[Start of The data]
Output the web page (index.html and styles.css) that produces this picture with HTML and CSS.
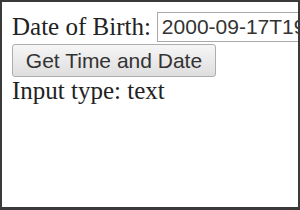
FILE: index.html
```html
<!DOCTYPE html>
<html lang="en">
<head>
    <meta charset="UTF-8">
    <title>Date of Birth</title>
    <link rel="stylesheet" href="styles.css">
</head>
<body>
    <div class="frame">
        <div class="row">
            <label for="dob">Date of Birth:</label>
            <input type="text" id="dob" value="2000-09-17T19:30">
        </div>
        <button class="get-btn">Get Time and Date</button>
        <p class="result">Input type: text</p>
    </div>
</body>
</html>
```
FILE: styles.css
```css
body {
    margin: 0;
    background-color: #fff;
}
.frame {
    width: 300px;
    height: 210px;
    box-sizing: border-box;
    border: 2px solid #3a3a3a;
    border-bottom-width: 3px;
    padding: 10px 0 0 10px;
    overflow: hidden;
    color: #222;
}
.row {
    display: flex;
    align-items: center;
    white-space: nowrap;
}
label {
    font-family: "Liberation Serif", serif;
    font-size: 25px;
}
#dob {
    flex-shrink: 0;
    width: 200px;
    height: 30px;
    box-sizing: border-box;
    margin-left: 6px;
    padding: 0 4px;
    border: 1px solid #a9a9a9;
    font-family: "Liberation Sans", sans-serif;
    font-size: 21px;
    color: #333;
}
.get-btn {
    display: block;
    width: 204px;
    height: 33px;
    margin-top: 2px;
    padding: 0;
    border: 1px solid #adadad;
    border-radius: 3px;
    background: linear-gradient(#f6f6f6, #dedede);
    font-family: "Liberation Sans", sans-serif;
    font-size: 21px;
    color: #333;
}
.result {
    margin: 0;
    font-family: "Liberation Serif", serif;
    font-size: 25px;
}
```
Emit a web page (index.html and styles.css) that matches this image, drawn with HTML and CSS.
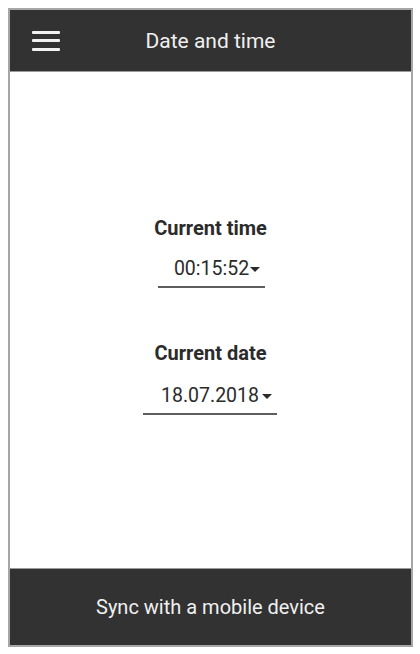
FILE: index.html
```html
<!DOCTYPE html>
<html lang="en">
<head>
<meta charset="utf-8">
<title>Date and time</title>
<link rel="stylesheet" href="styles.css">
</head>
<body>
<div class="frame">
  <header class="topbar">
    <div class="menu-cell">
      <span class="menu" aria-label="Menu"><i></i><i></i><i></i></span>
    </div>
    <h1 class="title">Date and time</h1>
    <div></div>
  </header>
  <main class="content">
    <section class="field">
      <div class="label">Current time</div>
      <div class="spinner spinner-time"><span class="value">00:15:52</span><span class="caret"></span></div>
    </section>
    <section class="field">
      <div class="label">Current date</div>
      <div class="spinner spinner-date"><span class="value">18.07.2018</span><span class="caret"></span></div>
    </section>
  </main>
  <footer class="bottombar">Sync with a mobile device</footer>
</div>
</body>
</html>
```
FILE: styles.css
```css
* { box-sizing: border-box; }
html, body { margin: 0; padding: 0; background: #fff; }
body { font-family: Roboto, "Liberation Sans", sans-serif; }

.frame {
  margin: 8px;
  width: 405px;
  height: 639px;
  border: 2px solid #a6a6a6;
  display: flex;
  flex-direction: column;
}

.topbar {
  height: 62px;
  flex: none;
  background: #323232;
  border-bottom: 1px solid #9a9a9a;
  display: grid;
  grid-template-columns: 1fr auto 1fr;
  align-items: center;
}
.menu-cell { padding-left: 22px; display: flex; align-items: center; }
.menu { display: flex; flex-direction: column; gap: 5.5px; width: 28px; }
.menu i { display: block; height: 3px; background: #f2f2f2; border-radius: 1px; }
.title {
  margin: 0;
  font-size: 21px;
  font-weight: 400;
  color: #f0f0f0;
  line-height: 24px;
}

.content {
  flex: 1;
  display: flex;
  flex-direction: column;
  align-items: center;
  justify-content: center;
  gap: 54px;
  padding-bottom: 8px;
  color: #2b2b2b;
}
.field { display: flex; flex-direction: column; align-items: center; gap: 18px; }
.field + .field { gap: 20px; }
.label { font-size: 20px; font-weight: 700; line-height: 22px; }

.spinner {
  position: relative;
  font-size: 19.5px;
  line-height: 24px;
  text-align: center;
  padding-bottom: 5px;
  border-bottom: 2px solid #5e5e5e;
}
.spinner-time { width: 107px; margin-left: 2px; }
.spinner-date { width: 134px; margin-left: -1px; }
.caret {
  position: absolute;
  right: 5px;
  top: 10px;
  width: 0;
  height: 0;
  border-left: 5px solid transparent;
  border-right: 5px solid transparent;
  border-top: 5px solid #2b2b2b;
}

.bottombar {
  height: 77px;
  flex: none;
  background: #323232;
  border-top: 1px solid #9a9a9a;
  color: #f0f0f0;
  font-size: 20px;
  display: flex;
  align-items: center;
  justify-content: center;
}
```
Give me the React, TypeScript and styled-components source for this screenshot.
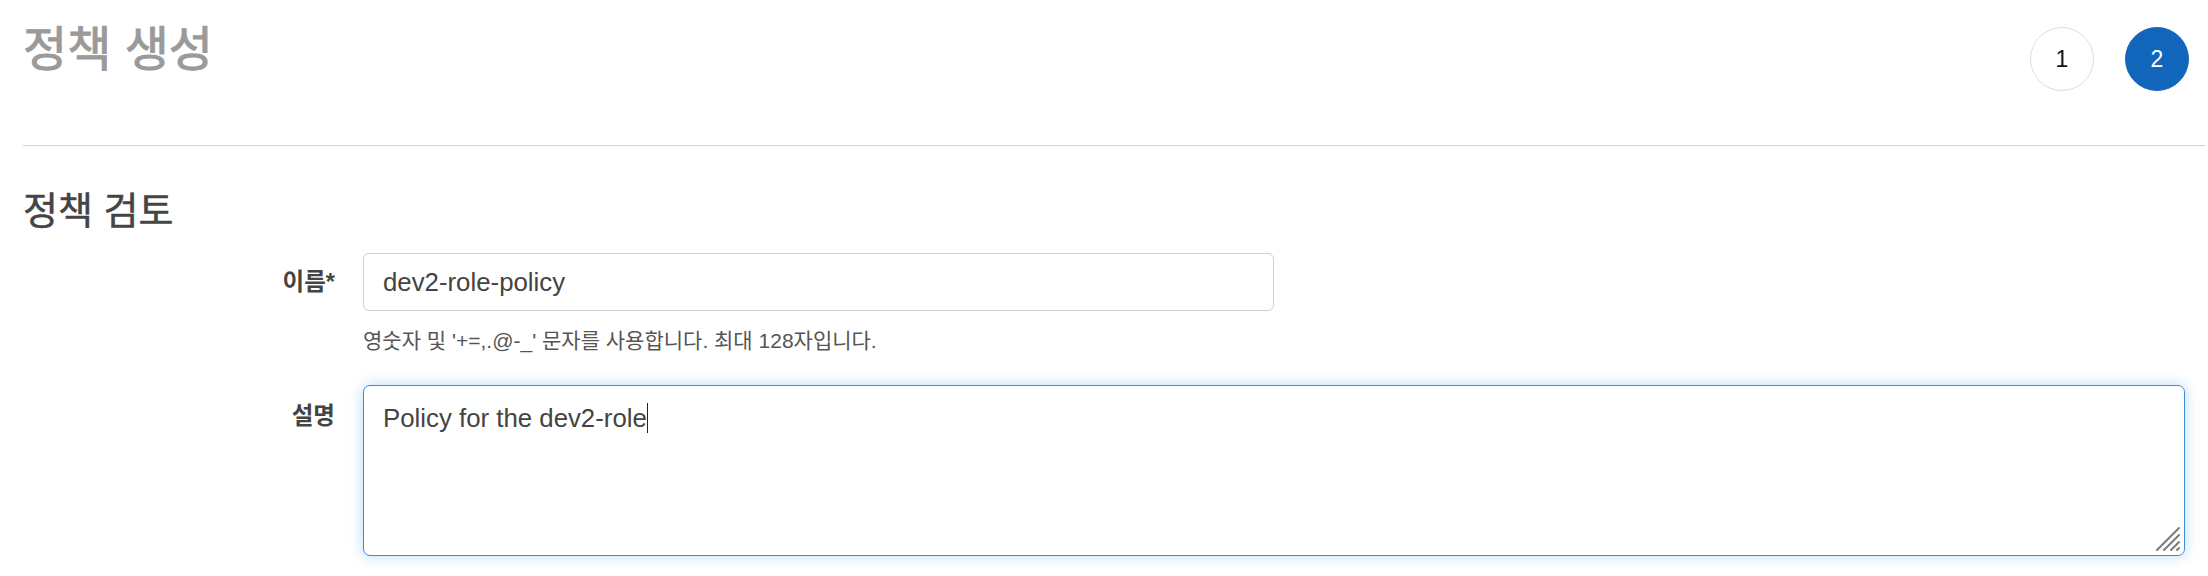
[End of The data]
Pull out all lines in the data above that include "page".

__Solved problem__
Output the web page (index.html and styles.css) that produces this picture with HTML and CSS.
Emit a web page (index.html and styles.css) that matches this image, drawn with HTML and CSS.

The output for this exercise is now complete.